### Recorded data

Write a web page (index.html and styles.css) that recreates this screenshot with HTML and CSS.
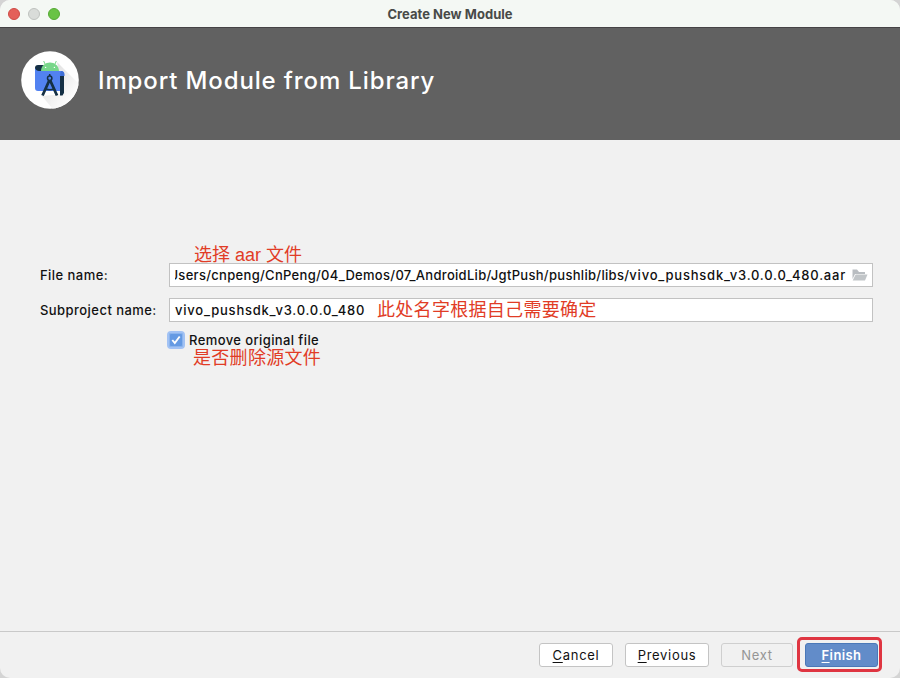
FILE: index.html
```
<!DOCTYPE html>
<html lang="zh-CN">
<head>
<meta charset="utf-8">
<title>Create New Module</title>
<link rel="stylesheet" href="styles.css">
</head>
<body>
<div class="window">
  <div class="titlebar">
    <div class="lights"><i class="light close"></i><i class="light minimize"></i><i class="light maximize"></i></div>
    <span class="window-title">Create New Module</span>
  </div>
  <header class="banner">
    <svg class="logo" width="58" height="58" viewBox="0 0 58 58">
      <defs>
        <linearGradient id="shade" x1="0" y1="0" x2="1" y2="1"><stop offset="0.15" stop-color="#dfdfdf"/><stop offset="0.75" stop-color="#fff"/></linearGradient>
        <clipPath id="disc"><circle cx="29" cy="29" r="28.8"/></clipPath>
      </defs>
      <circle cx="29" cy="29" r="28.8" fill="#fff"/>
      <path d="M36 11L62 37V62H35L21 45L43 43Z" fill="url(#shade)" clip-path="url(#disc)"/>
      <path d="M17 14H23V20H14V17Q14 14 17 14Z" fill="#153045"/>
      <path d="M14 17Q15 20 18 20H40Q43 20 43 23V37Q43 40 40 40H17Q14 40 14 37Z" fill="#5282f1"/>
      <path d="M20 20C20.400 8.500 37.600 8.500 38 20Z" fill="#78d78a"/>
      <path d="M24 13L22.700 10M34 13L35.300 10" stroke="#78d78a" stroke-width="1"/>
      <circle cx="24.600" cy="16.400" r=".7" fill="#fff"/><circle cx="33.400" cy="16.400" r=".7" fill="#fff"/>
      <path d="M39 25H43V42L41.500 44.500H39Z" fill="#153045"/>
      <path d="M40 20Q44 20 43.500 25H39.300V22Z" fill="#3e6fd8"/>
      <path d="M28.500 29L21.500 44.500M29 29L36 44.500" fill="none" stroke="#153045" stroke-width="2.800"/>
      <path d="M25 38Q29 39.500 33 38" fill="none" stroke="#153045" stroke-width="1.600"/>
      <circle cx="28.700" cy="27.200" r="2.200" fill="#5282f1" stroke="#153045" stroke-width="1.500"/><path d="M28.700 23V25" stroke="#153045" stroke-width="1.500"/>
    </svg>
    <h1>Import Module from Library</h1>
  </header>
  <main class="content">
    <div class="note note-file">选择 aar 文件</div>
    <div class="row">
      <label class="label">File name:</label>
      <div class="field path-field">
        <div class="path"><span>/Users/cnpeng/CnPeng/04_Demos/07_AndroidLib/JgtPush/pushlib/libs/<span class="artifact">vivo_pushsdk_v3.0.0.0_480.aar</span></span></div>
        <svg class="folder" width="16" height="12" viewBox="0 0 16 12"><path d="M.5.5H5L7 3H13V5H3L.5 10Z" fill="#b9bdc1"/><path d="M3.600 5.500H15.500L13 11.500H.7Z" fill="#c1c5c8"/></svg>
      </div>
    </div>
    <div class="row">
      <label class="label">Subproject name:</label>
      <div class="field name-field"><span class="value artifact">vivo_pushsdk_v3.0.0.0_480</span><span class="note note-name">此处名字根据自己需要确定</span></div>
    </div>
    <div class="check-row">
      <span class="checkbox"><svg width="12" height="12" viewBox="0 0 12 12"><path d="M2.300 6L4.800 9L9.700 2.500" fill="none" stroke="#fff" stroke-width="1.900"/></svg></span>
      <span class="check-label">Remove original file</span>
    </div>
    <div class="note note-remove">是否删除源文件</div>
  </main>
  <footer class="actions">
    <div class="button cancel"><span><u>C</u>ancel</span></div>
    <div class="button previous"><span><u>P</u>revious</span></div>
    <div class="button next"><span>Next</span></div>
    <div class="highlight"><div class="button finish"><span><u>F</u>inish</span></div></div>
  </footer>
</div>
</body>
</html>
```
FILE: styles.css
```
* { box-sizing: border-box; }
body { margin: 0; background: #d4d4d4; font-family: Inter, "Noto Sans CJK SC", sans-serif; font-size: 13px; color: #111; }
.window { width: 900px; height: 678px; display: flex; flex-direction: column; background: #f1f1f1; border-radius: 10px; overflow: hidden; }
.titlebar { height: 28px; flex: none; display: grid; grid-template-columns: 1fr auto 1fr; align-items: center; background: #f4f8f4; border-bottom: 1px solid #454345; }
.lights { display: flex; gap: 8px; padding-left: 8px; }
.light { width: 12px; height: 12px; border-radius: 50%; border: 1px solid; }
.close { background: #e4605a; border-color: #ce4b46; }
.minimize { background: #d9dcd9; border-color: #bfc2bf; }
.maximize { background: #69c345; border-color: #55aa34; }
.window-title { font-weight: 700; font-size: 13px; line-height: 16px; letter-spacing: .03px; color: #484a48; }
.banner { height: 112px; flex: none; display: flex; align-items: center; padding: 0 0 8px 21px; background: #616161; }
.logo { display: block; }
h1 { margin: 2px 0 0 19px; font-size: 24px; line-height: 30px; font-weight: 500; letter-spacing: .87px; color: #fff; white-space: nowrap; }
.content { flex: 1; padding: 103px 27px 0 40px; }
.note { color: #e13c26; font-family: "Liberation Sans", "Noto Sans CJK SC", sans-serif; font-size: 18px; line-height: 20px; font-weight: 400; letter-spacing: 0; white-space: nowrap; }
.note-file { margin-left: 154px; padding-top: 2px; height: 20px; }
.row { display: flex; align-items: center; height: 24px; margin-bottom: 11px; }
.label { width: 129px; flex: none; font-weight: 500; letter-spacing: .45px; white-space: nowrap; }
.field { flex: 1; min-width: 0; height: 24px; display: flex; align-items: center; background: #fff; border: 1px solid #c2c2c2; padding-left: 5px; font-weight: 500; letter-spacing: .45px; white-space: nowrap; }
.path { flex: 1; min-width: 0; display: flex; justify-content: flex-end; overflow: hidden; }
.artifact { letter-spacing: .78px; }
.path > span { letter-spacing: .3px; }
.path .artifact { letter-spacing: .78px; }
.folder { flex: none; margin: 0 4px 0 6px; }
.value { width: 202px; }
.note-name { letter-spacing: .3px; }
.check-row { display: flex; align-items: center; height: 18px; margin: -2px 0 0 127px; font-weight: 500; }
.checkbox { width: 18px; height: 18px; display: grid; place-items: center; border: 2px solid #a2c2f4; border-radius: 4px; background: #659ae3; box-shadow: inset 0 0 0 1px #8bb4ed; }
.check-label { margin-left: 4px; letter-spacing: .4px; }
.note-remove { margin: -1px 0 0 153px; letter-spacing: .3px; }
.actions { height: 47px; flex: none; display: flex; justify-content: flex-end; align-items: center; border-top: 1px solid #c9c9c9; padding-right: 18px; }
.button { height: 24px; display: flex; align-items: center; justify-content: center; border: 1px solid #c4c4c4; border-radius: 3px; background: #fff; letter-spacing: .7px; }
.button u { text-underline-offset: 2px; text-decoration-thickness: 1px; text-decoration-skip-ink: none; }
.cancel { width: 74px; margin-right: 12px; }
.previous { width: 84px; margin-right: 12px; }
.next { width: 72px; margin-right: 4px; background: #f1f1f1; border-color: #cfcfcf; color: #959595; }
.highlight { width: 85px; height: 35px; margin-top: -1px; padding: 3px 0 0 5px; border: 3px solid #df3541; border-radius: 5px; }
.finish { width: 73px; background: #628cc9; border-color: #4a78b8; color: #fff; font-weight: 600; letter-spacing: .4px; }
```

### To do
Your copy of the data above should match it exactly, except that pictures are left out.

### Written answer
Write a web page (index.html and styles.css) that recreates this screenshot with HTML and CSS.
FILE: index.html
```
<!DOCTYPE html>
<html lang="zh-CN">
<head>
<meta charset="utf-8">
<title>Create New Module</title>
<link rel="stylesheet" href="styles.css">
</head>
<body>
<div class="window">
  <div class="titlebar">
    <div class="lights"><i class="light close"></i><i class="light minimize"></i><i class="light maximize"></i></div>
    <span class="window-title">Create New Module</span>
  </div>
  <header class="banner">
    <svg class="logo" width="58" height="58" viewBox="0 0 58 58">
      <defs>
        <linearGradient id="shade" x1="0" y1="0" x2="1" y2="1"><stop offset="0.15" stop-color="#dfdfdf"/><stop offset="0.75" stop-color="#fff"/></linearGradient>
        <clipPath id="disc"><circle cx="29" cy="29" r="28.8"/></clipPath>
      </defs>
      <circle cx="29" cy="29" r="28.8" fill="#fff"/>
      <path d="M36 11L62 37V62H35L21 45L43 43Z" fill="url(#shade)" clip-path="url(#disc)"/>
      <path d="M17 14H23V20H14V17Q14 14 17 14Z" fill="#153045"/>
      <path d="M14 17Q15 20 18 20H40Q43 20 43 23V37Q43 40 40 40H17Q14 40 14 37Z" fill="#5282f1"/>
      <path d="M20 20C20.400 8.500 37.600 8.500 38 20Z" fill="#78d78a"/>
      <path d="M24 13L22.700 10M34 13L35.300 10" stroke="#78d78a" stroke-width="1"/>
      <circle cx="24.600" cy="16.400" r=".7" fill="#fff"/><circle cx="33.400" cy="16.400" r=".7" fill="#fff"/>
      <path d="M39 25H43V42L41.500 44.500H39Z" fill="#153045"/>
      <path d="M40 20Q44 20 43.500 25H39.300V22Z" fill="#3e6fd8"/>
      <path d="M28.500 29L21.500 44.500M29 29L36 44.500" fill="none" stroke="#153045" stroke-width="2.800"/>
      <path d="M25 38Q29 39.500 33 38" fill="none" stroke="#153045" stroke-width="1.600"/>
      <circle cx="28.700" cy="27.200" r="2.200" fill="#5282f1" stroke="#153045" stroke-width="1.500"/><path d="M28.700 23V25" stroke="#153045" stroke-width="1.500"/>
    </svg>
    <h1>Import Module from Library</h1>
  </header>
  <main class="content">
    <div class="note note-file">选择 aar 文件</div>
    <div class="row">
      <label class="label">File name:</label>
      <div class="field path-field">
        <div class="path"><span>/Users/cnpeng/CnPeng/04_Demos/07_AndroidLib/JgtPush/pushlib/libs/<span class="artifact">vivo_pushsdk_v3.0.0.0_480.aar</span></span></div>
        <svg class="folder" width="16" height="12" viewBox="0 0 16 12"><path d="M.5.5H5L7 3H13V5H3L.5 10Z" fill="#b9bdc1"/><path d="M3.600 5.500H15.500L13 11.500H.7Z" fill="#c1c5c8"/></svg>
      </div>
    </div>
    <div class="row">
      <label class="label">Subproject name:</label>
      <div class="field name-field"><span class="value artifact">vivo_pushsdk_v3.0.0.0_480</span><span class="note note-name">此处名字根据自己需要确定</span></div>
    </div>
    <div class="check-row">
      <span class="checkbox"><svg width="12" height="12" viewBox="0 0 12 12"><path d="M2.300 6L4.800 9L9.700 2.500" fill="none" stroke="#fff" stroke-width="1.900"/></svg></span>
      <span class="check-label">Remove original file</span>
    </div>
    <div class="note note-remove">是否删除源文件</div>
  </main>
  <footer class="actions">
    <div class="button cancel"><span><u>C</u>ancel</span></div>
    <div class="button previous"><span><u>P</u>revious</span></div>
    <div class="button next"><span>Next</span></div>
    <div class="highlight"><div class="button finish"><span><u>F</u>inish</span></div></div>
  </footer>
</div>
</body>
</html>
```
FILE: styles.css
```
* { box-sizing: border-box; }
body { margin: 0; background: #d4d4d4; font-family: Inter, "Noto Sans CJK SC", sans-serif; font-size: 13px; color: #111; }
.window { width: 900px; height: 678px; display: flex; flex-direction: column; background: #f1f1f1; border-radius: 10px; overflow: hidden; }
.titlebar { height: 28px; flex: none; display: grid; grid-template-columns: 1fr auto 1fr; align-items: center; background: #f4f8f4; border-bottom: 1px solid #454345; }
.lights { display: flex; gap: 8px; padding-left: 8px; }
.light { width: 12px; height: 12px; border-radius: 50%; border: 1px solid; }
.close { background: #e4605a; border-color: #ce4b46; }
.minimize { background: #d9dcd9; border-color: #bfc2bf; }
.maximize { background: #69c345; border-color: #55aa34; }
.window-title { font-weight: 700; font-size: 13px; line-height: 16px; letter-spacing: .03px; color: #484a48; }
.banner { height: 112px; flex: none; display: flex; align-items: center; padding: 0 0 8px 21px; background: #616161; }
.logo { display: block; }
h1 { margin: 2px 0 0 19px; font-size: 24px; line-height: 30px; font-weight: 500; letter-spacing: .87px; color: #fff; white-space: nowrap; }
.content { flex: 1; padding: 103px 27px 0 40px; }
.note { color: #e13c26; font-family: "Liberation Sans", "Noto Sans CJK SC", sans-serif; font-size: 18px; line-height: 20px; font-weight: 400; letter-spacing: 0; white-space: nowrap; }
.note-file { margin-left: 154px; padding-top: 2px; height: 20px; }
.row { display: flex; align-items: center; height: 24px; margin-bottom: 11px; }
.label { width: 129px; flex: none; font-weight: 500; letter-spacing: .45px; white-space: nowrap; }
.field { flex: 1; min-width: 0; height: 24px; display: flex; align-items: center; background: #fff; border: 1px solid #c2c2c2; padding-left: 5px; font-weight: 500; letter-spacing: .45px; white-space: nowrap; }
.path { flex: 1; min-width: 0; display: flex; justify-content: flex-end; overflow: hidden; }
.artifact { letter-spacing: .78px; }
.path > span { letter-spacing: .3px; }
.path .artifact { letter-spacing: .78px; }
.folder { flex: none; margin: 0 4px 0 6px; }
.value { width: 202px; }
.note-name { letter-spacing: .3px; }
.check-row { display: flex; align-items: center; height: 18px; margin: -2px 0 0 127px; font-weight: 500; }
.checkbox { width: 18px; height: 18px; display: grid; place-items: center; border: 2px solid #a2c2f4; border-radius: 4px; background: #659ae3; box-shadow: inset 0 0 0 1px #8bb4ed; }
.check-label { margin-left: 4px; letter-spacing: .4px; }
.note-remove { margin: -1px 0 0 153px; letter-spacing: .3px; }
.actions { height: 47px; flex: none; display: flex; justify-content: flex-end; align-items: center; border-top: 1px solid #c9c9c9; padding-right: 18px; }
.button { height: 24px; display: flex; align-items: center; justify-content: center; border: 1px solid #c4c4c4; border-radius: 3px; background: #fff; letter-spacing: .7px; }
.button u { text-underline-offset: 2px; text-decoration-thickness: 1px; text-decoration-skip-ink: none; }
.cancel { width: 74px; margin-right: 12px; }
.previous { width: 84px; margin-right: 12px; }
.next { width: 72px; margin-right: 4px; background: #f1f1f1; border-color: #cfcfcf; color: #959595; }
.highlight { width: 85px; height: 35px; margin-top: -1px; padding: 3px 0 0 5px; border: 3px solid #df3541; border-radius: 5px; }
.finish { width: 73px; background: #628cc9; border-color: #4a78b8; color: #fff; font-weight: 600; letter-spacing: .4px; }
```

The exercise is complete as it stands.